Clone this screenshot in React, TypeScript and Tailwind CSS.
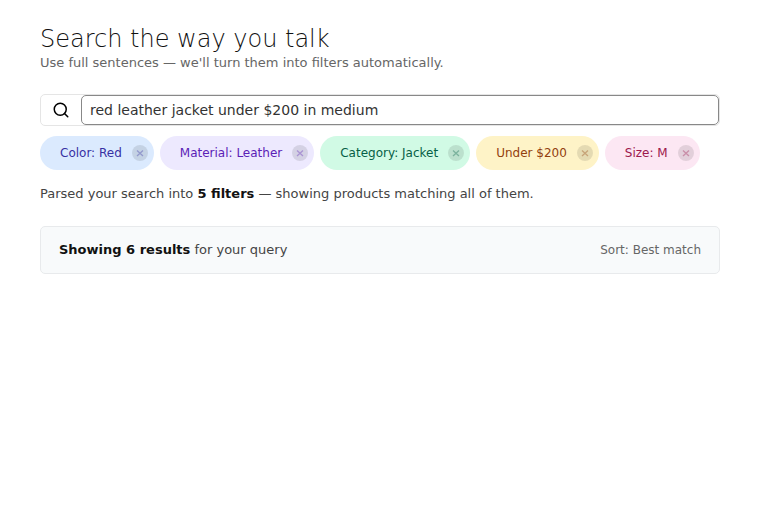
import { useState } from 'react';
import { Search } from 'lucide-react';

const filters = [
  { label: 'Color: Red', chip: 'bg-[#dbeafe] text-[#3730a3]' },
  { label: 'Material: Leather', chip: 'bg-[#ede9fe] text-[#5b21b6]' },
  { label: 'Category: Jacket', chip: 'bg-[#d1fae5] text-[#065f46]' },
  { label: 'Under $200', chip: 'bg-[#fef3c7] text-[#92400e]' },
  { label: 'Size: M', chip: 'bg-[#fce7f3] text-[#9d174d]' },
];

function FilterChip({ label, chip }: { label: string; chip: string }) {
  return (
    <li className={`flex h-[34px] items-center gap-[10px] rounded-full pl-5 pr-[6px] text-[12px] ${chip}`}>
      <span>{label}</span>
      <button
        type="button"
        aria-label={`Remove ${label}`}
        className="flex size-4 items-center justify-center rounded-full bg-black/10"
      >
        <svg className="size-4 opacity-35" viewBox="0 0 16 16" fill="none" stroke="currentColor" strokeWidth={1.3}>
          <path d="M5 5.5l6 5.5M11 5.5L5 11" />
        </svg>
      </button>
    </li>
  );
}

export default function App() {
  const [query, setQuery] = useState('red leather jacket under $200 in medium');

  return (
    <main className="px-10 pt-[25px] font-['DejaVu_Sans',sans-serif] text-[13px] leading-5 text-[#444]">
      <h1 className="text-[24px] font-extralight leading-7 text-[#111]">Search the way you talk</h1>
      <p className="text-[#666]">Use full sentences — we'll turn them into filters automatically.</p>

      <form
        className="mt-[21px] flex h-8 rounded-[5px] border border-[#e5e5e5]"
        onSubmit={(e) => e.preventDefault()}
      >
        <button type="submit" aria-label="Search" className="flex w-10 items-center justify-center text-black">
          <Search className="size-[18px]" strokeWidth={2} />
        </button>
        <input
          type="text"
          aria-label="Search products"
          value={query}
          onChange={(e) => setQuery(e.target.value)}
          className="min-w-0 flex-1 rounded-[5px] border border-[#888] bg-white px-2 text-[14px] text-[#333] outline-none"
        />
      </form>

      <ul className="mt-[10px] flex flex-wrap gap-[6px]">
        {filters.map((filter) => (
          <FilterChip key={filter.label} {...filter} />
        ))}
      </ul>

      <p className="mt-[14px]">
        Parsed your search into <strong className="text-[#111]">5 filters</strong> — showing products matching all of
        them.
      </p>

      <section className="mt-[22px] flex items-center justify-between rounded-[5px] border border-[#e8eaec] bg-[#f8fafb] px-[18px] py-[13px]">
        <p>
          <strong className="text-[#111]">Showing 6 results</strong> for your query
        </p>
        <span className="text-[12px] text-[#666]">Sort: Best match</span>
      </section>
    </main>
  );
}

##############################

### WORK REQUIRED
Transcribe the material exactly, and leave out whatever pictures it holds.

### TASK OUTPUT
Clone this screenshot in React, TypeScript and Tailwind CSS.
import { useState } from 'react';
import { Search } from 'lucide-react';

const filters = [
  { label: 'Color: Red', chip: 'bg-[#dbeafe] text-[#3730a3]' },
  { label: 'Material: Leather', chip: 'bg-[#ede9fe] text-[#5b21b6]' },
  { label: 'Category: Jacket', chip: 'bg-[#d1fae5] text-[#065f46]' },
  { label: 'Under $200', chip: 'bg-[#fef3c7] text-[#92400e]' },
  { label: 'Size: M', chip: 'bg-[#fce7f3] text-[#9d174d]' },
];

function FilterChip({ label, chip }: { label: string; chip: string }) {
  return (
    <li className={`flex h-[34px] items-center gap-[10px] rounded-full pl-5 pr-[6px] text-[12px] ${chip}`}>
      <span>{label}</span>
      <button
        type="button"
        aria-label={`Remove ${label}`}
        className="flex size-4 items-center justify-center rounded-full bg-black/10"
      >
        <svg className="size-4 opacity-35" viewBox="0 0 16 16" fill="none" stroke="currentColor" strokeWidth={1.3}>
          <path d="M5 5.5l6 5.5M11 5.5L5 11" />
        </svg>
      </button>
    </li>
  );
}

export default function App() {
  const [query, setQuery] = useState('red leather jacket under $200 in medium');

  return (
    <main className="px-10 pt-[25px] font-['DejaVu_Sans',sans-serif] text-[13px] leading-5 text-[#444]">
      <h1 className="text-[24px] font-extralight leading-7 text-[#111]">Search the way you talk</h1>
      <p className="text-[#666]">Use full sentences — we'll turn them into filters automatically.</p>

      <form
        className="mt-[21px] flex h-8 rounded-[5px] border border-[#e5e5e5]"
        onSubmit={(e) => e.preventDefault()}
      >
        <button type="submit" aria-label="Search" className="flex w-10 items-center justify-center text-black">
          <Search className="size-[18px]" strokeWidth={2} />
        </button>
        <input
          type="text"
          aria-label="Search products"
          value={query}
          onChange={(e) => setQuery(e.target.value)}
          className="min-w-0 flex-1 rounded-[5px] border border-[#888] bg-white px-2 text-[14px] text-[#333] outline-none"
        />
      </form>

      <ul className="mt-[10px] flex flex-wrap gap-[6px]">
        {filters.map((filter) => (
          <FilterChip key={filter.label} {...filter} />
        ))}
      </ul>

      <p className="mt-[14px]">
        Parsed your search into <strong className="text-[#111]">5 filters</strong> — showing products matching all of
        them.
      </p>

      <section className="mt-[22px] flex items-center justify-between rounded-[5px] border border-[#e8eaec] bg-[#f8fafb] px-[18px] py-[13px]">
        <p>
          <strong className="text-[#111]">Showing 6 results</strong> for your query
        </p>
        <span className="text-[12px] text-[#666]">Sort: Best match</span>
      </section>
    </main>
  );
}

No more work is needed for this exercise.